| MATERIAL PROVIDED |
==================================================
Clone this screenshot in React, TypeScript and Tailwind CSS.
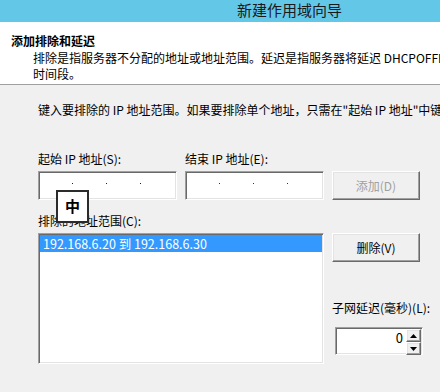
import React from "react";

const font = {
  fontFamily: '"Noto Sans CJK SC", "Noto Sans", sans-serif',
};

// sunken edit box (classic Windows 3D edge)
const sunken =
  "border border-t-[#a0a0a0] border-l-[#a0a0a0] border-r-white border-b-white shadow-[inset_1px_1px_0_#696969,inset_-1px_-1px_0_#e3e3e3] bg-white";

// raised push button
const raised =
  "border border-t-white border-l-white border-r-[#696969] border-b-[#696969] shadow-[inset_-1px_-1px_0_#a0a0a0,inset_1px_1px_0_#e3e3e3] bg-[#f0f0f0]";

function IpBox({ dotColor }: { dotColor: string }) {
  return (
    <div className={`${sunken} h-[29px] w-[139px] flex items-start pt-[11px] pl-[33px] gap-[33px]`}>
      <span className={`block w-px h-px ${dotColor}`} />
      <span className={`block w-px h-px ${dotColor}`} />
      <span className={`block w-px h-px ${dotColor}`} />
    </div>
  );
}

function Arrow({ up }: { up?: boolean }) {
  return (
    <div className={`${raised} h-[13px] w-[15px] flex items-center justify-center`}>
      <svg width="7" height="4" viewBox="0 0 7 4">
        {up ? (
          <polygon points="3.5,0 7,4 0,4" fill="#000" />
        ) : (
          <polygon points="0,0 7,0 3.5,4" fill="#000" />
        )}
      </svg>
    </div>
  );
}

export default function App() {
  return (
    <div
      className="relative w-[440px] h-[392px] overflow-hidden bg-[#f0f0f0] text-[12px] text-black whitespace-nowrap"
      style={font}
    >
      {/* title bar */}
      <div className="h-[22px] bg-[#63c7e8] pl-[237px] text-[15px] leading-[20px] text-[#1a1a1a]">
        新建作用域向导
      </div>

      {/* header */}
      <div className="h-[63px] bg-white border-b border-[#a0a0a0] pt-[11px] leading-[16px]">
        <div className="pl-[11px] font-bold">添加排除和延迟</div>
        <div className="pl-[33px] pt-[1px]">
          排除是指服务器不分配的地址或地址范围。延迟是指服务器将延迟 DHCPOFFER 消息传输的
        </div>
        <div className="pl-[33px]">时间段。</div>
      </div>

      {/* body */}
      <div className="pl-[38px] pt-[17px] leading-[16px]">
        <div>键入要排除的 IP 地址范围。如果要排除单个地址，只需在"起始 IP 地址"中键入地址。</div>

        <div className="mt-[33px] flex gap-[8px]">
          <div className="flex flex-col gap-[4px]">
            <div>起始 IP 地址(S):</div>
            <IpBox dotColor="bg-[#202020]" />
          </div>
          <div className="flex flex-col gap-[4px]">
            <div>结束 IP 地址(E):</div>
            <IpBox dotColor="bg-[#800080]" />
          </div>
          <div className="flex flex-col justify-end">
            <div className={`${raised} h-[29px] w-[88px] flex items-center justify-center text-[#a0a0a0]`}>
              添加(D)
            </div>
          </div>
        </div>

        <div className="mt-[13px]">排除的地址范围(C):</div>
        <div className="mt-[4px] flex gap-[8px]">
          <div className={`${sunken} h-[131px] w-[286px] p-[1px]`}>
            <div className="h-[17px] bg-[#3399ff] text-white pl-[3px] leading-[17px] text-[12.5px]">
              192.168.6.20 到 192.168.6.30
            </div>
          </div>
          <div className="flex flex-col">
            <div className={`${raised} h-[29px] w-[88px] flex items-center justify-center`}>
              删除(V)
            </div>
            <div className="mt-[38px]">子网延迟(毫秒)(L):</div>
            <div className={`${sunken} mt-[11px] ml-[3px] h-[28px] w-[88px] flex items-start justify-end pt-[1px] pr-[1px]`}>
              <div className="pr-[3px] leading-[13px] pt-[2px] text-[13px]">0</div>
              <div className="flex flex-col">
                <Arrow up />
                <Arrow />
              </div>
            </div>
          </div>
        </div>
      </div>

      {/* IME indicator overlay */}
      <div className="absolute left-[56px] top-[190px] w-[33px] h-[33px] border-2 border-[#2b2b2b] bg-white flex items-center justify-center text-[15px] font-bold">
        中
      </div>
    </div>
  );
}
==================================================
| EXERCISE DIRECTIONS |
Restate the entire listing word for word, excluding pictures.

| WORKED SOLUTION |
Clone this screenshot in React, TypeScript and Tailwind CSS.
import React from "react";

const font = {
  fontFamily: '"Noto Sans CJK SC", "Noto Sans", sans-serif',
};

// sunken edit box (classic Windows 3D edge)
const sunken =
  "border border-t-[#a0a0a0] border-l-[#a0a0a0] border-r-white border-b-white shadow-[inset_1px_1px_0_#696969,inset_-1px_-1px_0_#e3e3e3] bg-white";

// raised push button
const raised =
  "border border-t-white border-l-white border-r-[#696969] border-b-[#696969] shadow-[inset_-1px_-1px_0_#a0a0a0,inset_1px_1px_0_#e3e3e3] bg-[#f0f0f0]";

function IpBox({ dotColor }: { dotColor: string }) {
  return (
    <div className={`${sunken} h-[29px] w-[139px] flex items-start pt-[11px] pl-[33px] gap-[33px]`}>
      <span className={`block w-px h-px ${dotColor}`} />
      <span className={`block w-px h-px ${dotColor}`} />
      <span className={`block w-px h-px ${dotColor}`} />
    </div>
  );
}

function Arrow({ up }: { up?: boolean }) {
  return (
    <div className={`${raised} h-[13px] w-[15px] flex items-center justify-center`}>
      <svg width="7" height="4" viewBox="0 0 7 4">
        {up ? (
          <polygon points="3.5,0 7,4 0,4" fill="#000" />
        ) : (
          <polygon points="0,0 7,0 3.5,4" fill="#000" />
        )}
      </svg>
    </div>
  );
}

export default function App() {
  return (
    <div
      className="relative w-[440px] h-[392px] overflow-hidden bg-[#f0f0f0] text-[12px] text-black whitespace-nowrap"
      style={font}
    >
      {/* title bar */}
      <div className="h-[22px] bg-[#63c7e8] pl-[237px] text-[15px] leading-[20px] text-[#1a1a1a]">
        新建作用域向导
      </div>

      {/* header */}
      <div className="h-[63px] bg-white border-b border-[#a0a0a0] pt-[11px] leading-[16px]">
        <div className="pl-[11px] font-bold">添加排除和延迟</div>
        <div className="pl-[33px] pt-[1px]">
          排除是指服务器不分配的地址或地址范围。延迟是指服务器将延迟 DHCPOFFER 消息传输的
        </div>
        <div className="pl-[33px]">时间段。</div>
      </div>

      {/* body */}
      <div className="pl-[38px] pt-[17px] leading-[16px]">
        <div>键入要排除的 IP 地址范围。如果要排除单个地址，只需在"起始 IP 地址"中键入地址。</div>

        <div className="mt-[33px] flex gap-[8px]">
          <div className="flex flex-col gap-[4px]">
            <div>起始 IP 地址(S):</div>
            <IpBox dotColor="bg-[#202020]" />
          </div>
          <div className="flex flex-col gap-[4px]">
            <div>结束 IP 地址(E):</div>
            <IpBox dotColor="bg-[#800080]" />
          </div>
          <div className="flex flex-col justify-end">
            <div className={`${raised} h-[29px] w-[88px] flex items-center justify-center text-[#a0a0a0]`}>
              添加(D)
            </div>
          </div>
        </div>

        <div className="mt-[13px]">排除的地址范围(C):</div>
        <div className="mt-[4px] flex gap-[8px]">
          <div className={`${sunken} h-[131px] w-[286px] p-[1px]`}>
            <div className="h-[17px] bg-[#3399ff] text-white pl-[3px] leading-[17px] text-[12.5px]">
              192.168.6.20 到 192.168.6.30
            </div>
          </div>
          <div className="flex flex-col">
            <div className={`${raised} h-[29px] w-[88px] flex items-center justify-center`}>
              删除(V)
            </div>
            <div className="mt-[38px]">子网延迟(毫秒)(L):</div>
            <div className={`${sunken} mt-[11px] ml-[3px] h-[28px] w-[88px] flex items-start justify-end pt-[1px] pr-[1px]`}>
              <div className="pr-[3px] leading-[13px] pt-[2px] text-[13px]">0</div>
              <div className="flex flex-col">
                <Arrow up />
                <Arrow />
              </div>
            </div>
          </div>
        </div>
      </div>

      {/* IME indicator overlay */}
      <div className="absolute left-[56px] top-[190px] w-[33px] h-[33px] border-2 border-[#2b2b2b] bg-white flex items-center justify-center text-[15px] font-bold">
        中
      </div>
    </div>
  );
}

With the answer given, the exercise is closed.